Music competition – preliminary round – results
2018 Prague Spring International Music Competition
This May will bring the jubilee 70th annual Prague Spring International Music Competition – 118 young musicians from twenty-seven countries will be coming to Prague to compete on French horn and cello.
The Prague Spring International Music Competition is unusual in that each year it selects a different combination of two instruments (from a total of eleven). “It has been six years since the last cello competition, and the time has gone by unbelievably quickly,” recalls Michal Kaňka, chairman of the permanent competition committee. “Because I was present for the audition of the recordings, the ‘preliminary round’, in 2012 and again last week, I was very interested in whether the development of cello interpretation had changed course over those few years.” A direct competition can be made, because in both competitions, the competing young cellists had to record their interpretations of the same works – the first movements of Haydn’s Concerto in C Major and of Popper’s Elfentanz. “The interpretation of this Haydn work is a bit ‘established’ by the top soloists that we can hear at concerts and on the internet. The speed of Popper’s virtuosic Elfentanz this year has definitely increased. The little piece lasting three and a half minutes goes constantly in sixteenth notes.
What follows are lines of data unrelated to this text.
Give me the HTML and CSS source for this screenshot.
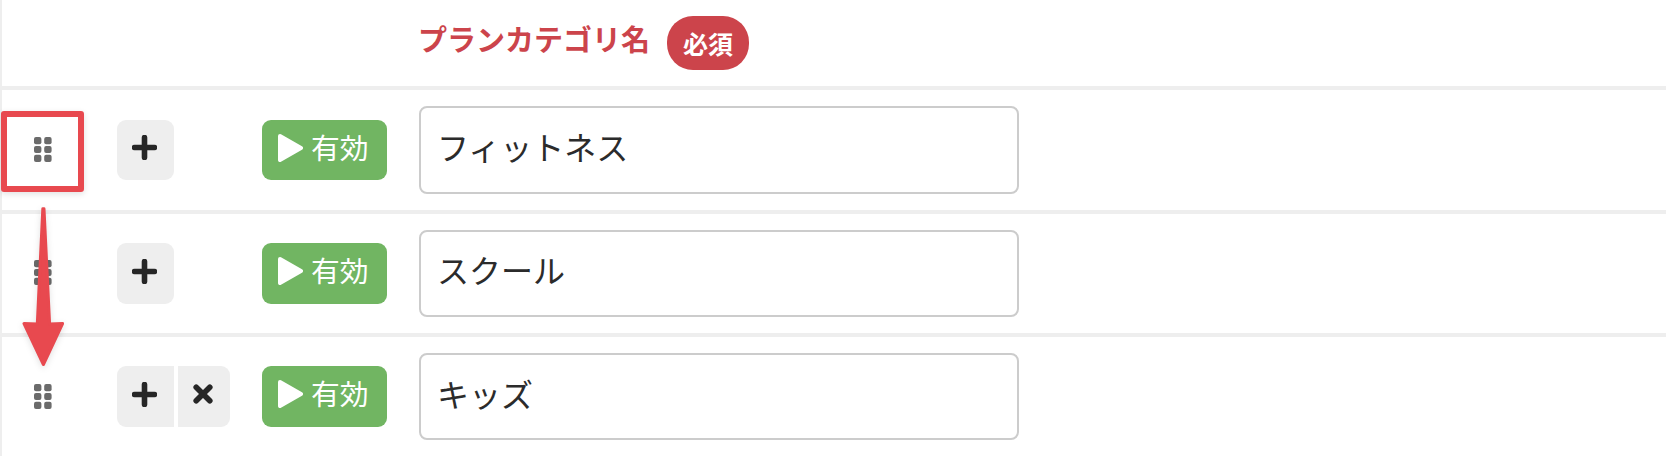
FILE: index.html
```html
<!DOCTYPE html>
<html lang="ja">
<head>
  <meta charset="UTF-8" />
  <title>プランカテゴリ</title>
  <link rel="stylesheet" href="styles.css">
</head>
<body>
  <svg width="0" height="0" class="defs">
    <symbol id="grip" viewBox="0 0 18 25">
      <rect x="0" y="0" width="7.4" height="7.2" rx="2" />
      <rect x="10.2" y="0" width="7.4" height="7.2" rx="2" />
      <rect x="0" y="8.9" width="7.4" height="7.2" rx="2" />
      <rect x="10.2" y="8.9" width="7.4" height="7.2" rx="2" />
      <rect x="0" y="17.8" width="7.4" height="7.2" rx="2" />
      <rect x="10.2" y="17.8" width="7.4" height="7.2" rx="2" />
    </symbol>
    <symbol id="plus" viewBox="0 0 25 25">
      <path d="M12.5 2.5v20M2.5 12.5h20" fill="none" stroke="currentColor" stroke-width="5.6" stroke-linecap="round" />
    </symbol>
    <symbol id="cross" viewBox="0 0 20 20">
      <path d="M3.2 3.2l13.6 13.6M16.8 3.2L3.2 16.8" fill="none" stroke="currentColor" stroke-width="5.6" stroke-linecap="round" />
    </symbol>
    <symbol id="play" viewBox="0 0 25 28">
      <path d="M2 2l21 12L2 26z" fill="currentColor" stroke="currentColor" stroke-width="4" stroke-linejoin="round" />
    </symbol>
  </svg>

  <div class="table">
    <div class="head-row">
      <span class="head-label">プランカテゴリ名</span>
      <span class="required">必須</span>
    </div>

    <div class="row">
      <div class="handle"><svg class="grip"><use href="#grip" /></svg></div>
      <div class="actions">
        <button class="icon-btn add"><svg class="plus"><use href="#plus" /></svg></button>
      </div>
      <button class="status"><svg class="play"><use href="#play" /></svg>有効</button>
      <input class="name" type="text" value="フィットネス" />
    </div>

    <div class="row">
      <div class="handle"><svg class="grip"><use href="#grip" /></svg></div>
      <div class="actions">
        <button class="icon-btn add"><svg class="plus"><use href="#plus" /></svg></button>
      </div>
      <button class="status"><svg class="play"><use href="#play" /></svg>有効</button>
      <input class="name" type="text" value="スクール" />
    </div>

    <div class="row">
      <div class="handle"><svg class="grip"><use href="#grip" /></svg></div>
      <div class="actions">
        <button class="icon-btn add joined"><svg class="plus"><use href="#plus" /></svg></button>
        <button class="icon-btn remove"><svg class="cross"><use href="#cross" /></svg></button>
      </div>
      <button class="status"><svg class="play"><use href="#play" /></svg>有効</button>
      <input class="name" type="text" value="キッズ" />
    </div>
  </div>

  <!-- 手順の注釈 -->
  <div class="note-box"></div>
  <svg class="note-arrow" width="70" height="170" viewBox="0 0 70 170">
    <path d="M42.8 1.8h1.2L49.6 117L62.6 116.5L43.4 157.5L24 116.5L37.3 117z" fill="#e8494f" stroke="#e8494f" stroke-width="3" stroke-linejoin="round" />
  </svg>
</body>
</html>
```

FILE: styles.css
```css
* {
  box-sizing: border-box;
}

body {
  margin: 0;
  height: 456px;
  overflow: hidden;
  background: #fff;
  font-family: "Noto Sans CJK JP", "Noto Sans", sans-serif;
  color: #2b2b2b;
}

.defs {
  position: absolute;
}

.table {
  border-left: 2px solid #eee;
  height: 456px;
}

.head-row {
  height: 90px;
  padding: 14px 0 0 416px;
  border-bottom: 4px solid #eee;
  display: flex;
  align-items: flex-start;
  gap: 17px;
}

.head-label {
  font-size: 29px;
  font-weight: 700;
  line-height: 48px;
  color: #cc444b;
  white-space: nowrap;
}

.required {
  width: 82px;
  height: 54px;
  margin-top: 2px;
  border-radius: 26px;
  background: #cc444b;
  color: #fff;
  font-size: 25px;
  font-weight: 700;
  line-height: 54px;
  display: flex;
  align-items: flex-start;
  justify-content: center;
}

.row {
  height: 123.5px;
  border-bottom: 4px solid #eee;
  display: flex;
  align-items: center;
}

.row:last-child {
  height: 119px;
  border-bottom: none;
}

.handle {
  width: 82px;
  display: flex;
  justify-content: center;
}

.grip {
  width: 18px;
  height: 25px;
  fill: #6b6b6b;
  margin-top: -1px;
}

.actions {
  width: 178px;
  padding-left: 33px;
  display: flex;
  gap: 4px;
}

button {
  border: none;
  padding: 0;
  font-family: inherit;
}

.icon-btn {
  height: 60.5px;
  background: #eee;
  border-radius: 9px;
  color: #262626;
  display: flex;
  align-items: center;
  justify-content: center;
}

.add {
  width: 57px;
}

.remove {
  width: 52px;
  border-radius: 0 9px 9px 0;
}

.joined {
  border-radius: 9px 0 0 9px;
}

.plus {
  width: 25px;
  height: 25px;
  margin: -4px 2px 0 0;
}

.cross {
  width: 20px;
  height: 20px;
  margin: -5px 2px 0 0;
}

.status {
  width: 125px;
  height: 60.5px;
  margin-right: 32px;
  background: #71b562;
  border-radius: 9px;
  color: #fff;
  font-size: 28.8px;
  font-weight: 400;
  line-height: 54px;
  display: flex;
  align-items: flex-start;
  gap: 8px;
  padding-left: 16px;
}

.play {
  width: 25px;
  height: 28px;
  margin-top: 14px;
}

.name {
  width: 600px;
  height: 87.5px;
  border: 2px solid #ccc;
  border-radius: 8px;
  padding: 0 16px 8px;
  font-family: inherit;
  font-size: 32px;
  color: #2b2b2b;
  background: #fff;
  outline: none;
}

.note-box {
  position: absolute;
  left: 1px;
  top: 111px;
  width: 83px;
  height: 81px;
  border: 6px solid #e8494f;
  border-radius: 3px;
  box-shadow: 0 2px 6px rgba(0, 0, 0, 0.12);
}

.note-arrow {
  position: absolute;
  left: 0;
  top: 207px;
  filter: drop-shadow(0 2px 3px rgba(0, 0, 0, 0.12));
}
```
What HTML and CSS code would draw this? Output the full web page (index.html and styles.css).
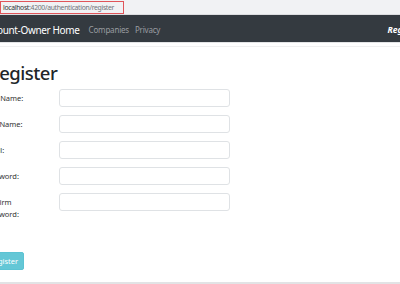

It was not exceptional to measure a metronome marking of quarter note equals 190. Of course, we also heard performers who reached a constant speed of 200, and it seemed that we had heard the maximum, until we heard one player top even that, maintaining the inhuman tempo of 212,” recalls Kaňka, and he adds with a bit of detachment: “Now I know this isn’t supposed to be a horserace, but every detail like that captivated and affected us as listeners.”
106 cellists applied from 28 countries. South Korea was the most heavily represented – of 26 applicants, eighteen were invited to Prague. They were followed by the Czech cellists – of fifteen applicants, six were invited on the basis of hearing their recordings.
In the field of French horn, there were 94 talented young applicants from 26 countries. The committee selected 59 horn players to receive invitations to Prague. Germany and the Czech Republic were represented by the largest numbers – nine players each, followed by France and Spain (with six each).
“Listening to all of the recordings that came in from all round the world for the preliminary round of the competition left a very good impression, and filled me with great anticipation of what is to come,” says the solo horn player of the Czech Philharmonic Ondřej Vrabec. “From that pile of recordings, there were two or three really exclusive, amazing performances that stood out. As chance would have it, one such recording came at the start of listening marathon that went on for many hours. So already early in the morning, the facial muscles of everyone on the jury were getting a workout, and the competition team jokingly wondered whether one of the competitors hadn’t snuck in Radek Baborák’s definitive recording,” recalls Ondřej Vrabec jokingly.
The members of the competition jury are such renowned cellists as the winner of the 2006 Prague Spring Competition Tomáš Jamník, Petr Nouzovský, Miroslav Petráš, Mikael Ericsson, and Michal Kaňka. The submitted recordings of young horn players were evaluated by Ondřej Vrabec together with the Dean of the Faculty of Music at the Janáček Academy of Performing Arts Jindřich Petráš, Zdeněk Divoký, and laureate of the 2013 Prague Spring Competition and member of the Czech Philharmonic Kateřina Javůrková.
What Awaits Competitors in May
As usual, the competition will begin on 7 May with the ceremonial opening and the drawing of the order of appearance by cellists in Martinů Hall, where the first two rounds will take place. The finals will be at the Rudolfinun on 13 May accompanied by the Prague Radio Symphony Orchestra led by Jiří Rožeň, and Dvořák’s Cello Concerto will be heard, of course. In addition, finalists will have to demonstrate their mastery in a solo suite by Johann Sebastian Bach.
The French horns will begin competing on 9 May at the National House of Vinohrady. The finals will once again be at the Rudolfinum and in an innovative format. Half of the concert will be a chamber music performance by the finalists with the Wihan Quartet, then in the second half they will play Richard Strauss’s Horn Concerto No. 2 accompanied by the PKF – Prague Philharmonia with the conductor Marek Šedivý.
There will be additions to the collection of compositions written especially for the Prague Spring competition. Receiving their premieres will be Feather of the Firebird for solo cello by Ivan Kurz and Virtuosino for French horn and piano by Jiří Gemrot.
Tickets to the final round are already being sold, and tickets to the first two rounds will be available from 12 March.